Both of these provide interesting proof of American humanism, in that a) you don’t leave sub-humans recourse to their Gods, and b) you don’t waste time and effort psyching out people you’re planning to eradicate completely.)
I’d still be very pleased not to have a war in Iraq, but I don’t think that such a desire is realistic at this point. That being the case, I want the war to be quick and I want it to be as lopsided as humanly possible. I don’t want Iraqi soldiers dead (I’ll be very happy to see them surrender in droves, a la Gulf War I), but if the Iraqi soldiers decide they’re going to fight, I want them taken out of commission as quickly as possible, so that as few as our people as possible find themselves on the wrong side of a bullet. If a display of overwhelming firepower convinces Iraqis to cave, that’s great.
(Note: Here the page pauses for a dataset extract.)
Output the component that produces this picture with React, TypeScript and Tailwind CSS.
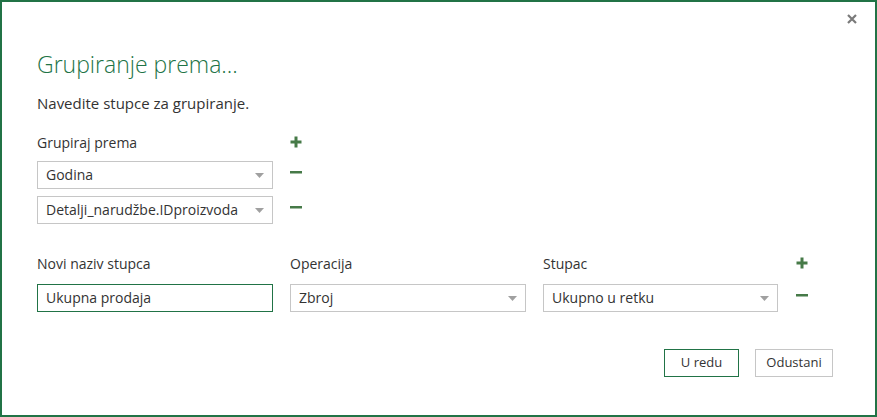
import React from 'react';

const font = { fontFamily: '"Open Sans", "Noto Sans", "Liberation Sans", sans-serif' };

function PlusIcon() {
  return (
    <svg width="12" height="12" viewBox="0 0 12 12" className="block">
      <rect x="0.5" y="4.5" width="11" height="3" fill="#467a48" />
      <rect x="4.5" y="0.5" width="3" height="11" fill="#467a48" />
    </svg>
  );
}

function MinusIcon() {
  return (
    <svg width="12" height="12" viewBox="0 0 12 12" className="block">
      <rect x="0" y="5" width="12" height="2.5" fill="#467a48" />
    </svg>
  );
}

function Select({ value, width }: { value: string; width: string }) {
  return (
    <div className={`${width} h-[28px] border border-[#c6c6c6] bg-white flex items-center justify-between pl-[8px] pr-[8px]`}>
      <span className="text-[14px] text-[#333333] whitespace-nowrap leading-none">{value}</span>
      <svg width="9" height="5" viewBox="0 0 9 5" className="block shrink-0">
        <path d="M0 0h9L4.5 5z" fill="#a0a0a0" />
      </svg>
    </div>
  );
}

export default function App() {
  return (
    <div style={font} className="relative w-[877px] h-[417px] bg-white border-2 border-[#217346] overflow-hidden">
      {/* close */}
      <button className="absolute top-[11px] right-[17px] w-[12px] h-[12px] flex items-center justify-center">
        <svg width="10" height="10" viewBox="0 0 10 10">
          <path d="M1 1L9 9M9 1L1 9" stroke="#7a7a7a" strokeWidth="2.2" />
        </svg>
      </button>

      <div className="pl-[35px] pt-[46px]">
        <h1 className="text-[23px] leading-[32px] font-light text-[#217346]">Grupiranje prema...</h1>
        <p className="mt-[13px] text-[15px] leading-[20px] text-[#333333]">Navedite stupce za grupiranje.</p>

        {/* group by */}
        <div className="mt-[19px] flex flex-col gap-[7px]">
          <div className="flex items-center gap-[17px] h-[20px]">
            <span className="w-[236px] text-[14px] text-[#333333]">Grupiraj prema</span>
            <PlusIcon />
          </div>
          <div className="flex items-center gap-[17px] mt-[2px]">
            <Select value="Godina" width="w-[236px]" />
            <div className="-mt-[6px]"><MinusIcon /></div>
          </div>
          <div className="flex items-center gap-[17px]">
            <Select value="Detalji_narudžbe.IDproizvoda" width="w-[236px]" />
            <div className="-mt-[6px]"><MinusIcon /></div>
          </div>
        </div>

        {/* aggregations */}
        <div className="mt-[29px] flex gap-[17px]">
          <div className="flex flex-col gap-[11px]">
            <span className="h-[20px] text-[14px] text-[#333333]">Novi naziv stupca</span>
            <div className="w-[236px] h-[28px] border border-[#217346] flex items-center pl-[8px]">
              <span className="text-[14px] text-[#333333] leading-none">Ukupna prodaja</span>
            </div>
          </div>
          <div className="flex flex-col gap-[11px]">
            <span className="h-[20px] text-[14px] text-[#333333]">Operacija</span>
            <Select value="Zbroj" width="w-[236px]" />
          </div>
          <div className="flex flex-col gap-[11px]">
            <span className="h-[20px] text-[14px] text-[#333333]">Stupac</span>
            <Select value="Ukupno u retku" width="w-[235px]" />
          </div>
          <div className="flex flex-col pl-[1px] pt-[4px] gap-[20px]">
            <PlusIcon />
            <MinusIcon />
          </div>
        </div>
      </div>

      {/* footer */}
      <div className="absolute right-[42px] bottom-[38px] flex gap-[16px]">
        <button className="w-[75px] h-[28px] border border-[#217346] text-[13px] text-[#333333] bg-white">U redu</button>
        <button className="w-[78px] h-[28px] border border-[#c6c6c6] text-[13px] text-[#333333] bg-white">Odustani</button>
      </div>
    </div>
  );
}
If it doesn’t, that’s fine, too, because very quickly what threat they represent will be dealt with. The sooner it’s over, the better off we’ll all be.
That’s why the AC-130 doesn’t fill me with horror. If anything, it gives a sense of relief, in that it’s an indication that we have a reasonable chance of getting this war done quick, and getting our people out of harm — which also means the Iraqi conscripts and civilians will be out of harm’s way as well.
I don’t think it’ll be a massacre. A society that leaves mosques standing isn’t interested in indiscriminate killing. I just think it’ll be fast. As far as wars go, that’s not a bad way to go.